Set problem: Work through the data line by line, gathering every line that has the word "page".

Data block:
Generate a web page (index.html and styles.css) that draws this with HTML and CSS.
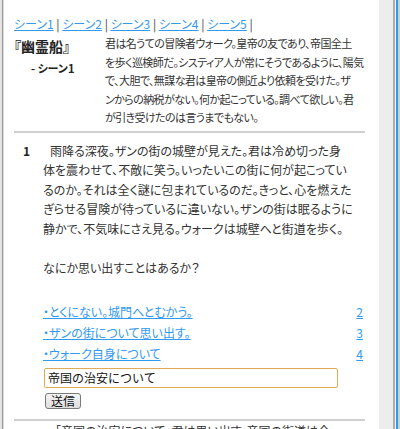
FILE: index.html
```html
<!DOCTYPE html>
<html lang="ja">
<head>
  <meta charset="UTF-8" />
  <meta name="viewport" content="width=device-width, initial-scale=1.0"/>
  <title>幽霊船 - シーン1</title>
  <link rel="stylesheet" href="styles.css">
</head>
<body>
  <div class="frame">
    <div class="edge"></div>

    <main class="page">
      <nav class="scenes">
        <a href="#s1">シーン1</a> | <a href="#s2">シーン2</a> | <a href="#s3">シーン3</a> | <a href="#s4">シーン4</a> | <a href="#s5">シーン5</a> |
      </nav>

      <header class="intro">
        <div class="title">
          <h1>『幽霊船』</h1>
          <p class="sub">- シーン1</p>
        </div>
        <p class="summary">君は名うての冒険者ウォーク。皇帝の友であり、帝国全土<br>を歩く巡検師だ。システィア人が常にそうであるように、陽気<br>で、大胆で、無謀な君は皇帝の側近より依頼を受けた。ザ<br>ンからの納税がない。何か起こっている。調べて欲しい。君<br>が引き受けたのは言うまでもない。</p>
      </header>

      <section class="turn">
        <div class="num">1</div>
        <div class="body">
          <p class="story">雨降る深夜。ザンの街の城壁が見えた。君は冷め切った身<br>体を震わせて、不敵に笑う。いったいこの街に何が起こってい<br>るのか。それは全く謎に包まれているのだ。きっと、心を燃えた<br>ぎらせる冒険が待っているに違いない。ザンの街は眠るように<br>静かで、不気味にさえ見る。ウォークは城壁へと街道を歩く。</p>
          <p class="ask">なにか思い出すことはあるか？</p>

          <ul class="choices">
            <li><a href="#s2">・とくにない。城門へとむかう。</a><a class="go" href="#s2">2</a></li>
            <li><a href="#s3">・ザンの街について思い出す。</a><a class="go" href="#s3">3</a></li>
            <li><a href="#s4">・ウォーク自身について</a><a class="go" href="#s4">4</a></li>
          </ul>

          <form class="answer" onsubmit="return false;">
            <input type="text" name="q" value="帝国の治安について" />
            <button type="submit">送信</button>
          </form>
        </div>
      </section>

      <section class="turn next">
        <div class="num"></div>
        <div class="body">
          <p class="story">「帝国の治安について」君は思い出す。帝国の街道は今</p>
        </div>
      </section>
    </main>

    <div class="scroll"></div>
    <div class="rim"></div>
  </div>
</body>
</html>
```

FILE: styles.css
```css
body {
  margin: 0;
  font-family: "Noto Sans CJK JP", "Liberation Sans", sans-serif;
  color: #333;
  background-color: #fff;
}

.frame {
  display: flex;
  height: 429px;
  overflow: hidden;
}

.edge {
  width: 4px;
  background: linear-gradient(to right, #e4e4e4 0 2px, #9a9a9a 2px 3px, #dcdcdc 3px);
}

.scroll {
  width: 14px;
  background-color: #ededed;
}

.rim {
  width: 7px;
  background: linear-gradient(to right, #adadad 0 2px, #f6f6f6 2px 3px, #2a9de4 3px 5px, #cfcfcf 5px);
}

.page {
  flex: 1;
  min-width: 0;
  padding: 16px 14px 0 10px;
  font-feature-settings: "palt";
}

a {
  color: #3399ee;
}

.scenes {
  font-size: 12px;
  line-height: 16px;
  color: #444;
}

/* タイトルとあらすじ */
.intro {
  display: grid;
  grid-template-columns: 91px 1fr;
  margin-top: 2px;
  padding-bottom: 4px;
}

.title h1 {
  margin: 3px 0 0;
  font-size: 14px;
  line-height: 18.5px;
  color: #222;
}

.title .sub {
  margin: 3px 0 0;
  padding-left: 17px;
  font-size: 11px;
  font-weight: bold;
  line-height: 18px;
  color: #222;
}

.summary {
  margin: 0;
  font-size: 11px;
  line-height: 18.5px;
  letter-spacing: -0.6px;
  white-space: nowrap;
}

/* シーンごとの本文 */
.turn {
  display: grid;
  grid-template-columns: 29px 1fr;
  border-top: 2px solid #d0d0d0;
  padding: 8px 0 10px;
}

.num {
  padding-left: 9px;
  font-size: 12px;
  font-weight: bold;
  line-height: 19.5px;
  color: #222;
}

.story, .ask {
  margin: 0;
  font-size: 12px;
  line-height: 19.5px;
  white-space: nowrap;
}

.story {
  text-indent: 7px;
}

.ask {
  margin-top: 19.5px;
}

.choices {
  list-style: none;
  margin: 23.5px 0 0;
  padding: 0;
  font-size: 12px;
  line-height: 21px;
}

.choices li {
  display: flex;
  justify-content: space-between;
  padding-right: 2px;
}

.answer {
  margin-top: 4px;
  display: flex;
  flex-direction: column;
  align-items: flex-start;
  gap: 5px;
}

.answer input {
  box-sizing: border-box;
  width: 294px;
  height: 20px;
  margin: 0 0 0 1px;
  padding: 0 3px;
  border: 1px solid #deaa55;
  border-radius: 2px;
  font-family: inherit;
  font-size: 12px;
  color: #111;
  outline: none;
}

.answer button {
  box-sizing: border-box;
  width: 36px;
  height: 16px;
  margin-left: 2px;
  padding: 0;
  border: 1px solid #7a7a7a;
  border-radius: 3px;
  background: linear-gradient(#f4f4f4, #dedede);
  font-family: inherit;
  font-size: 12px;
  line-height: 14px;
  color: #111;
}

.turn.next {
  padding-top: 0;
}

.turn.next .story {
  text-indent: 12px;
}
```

Task output:
Generate a web page (index.html and styles.css) that draws this with HTML and CSS.
    <main class="page">
.page {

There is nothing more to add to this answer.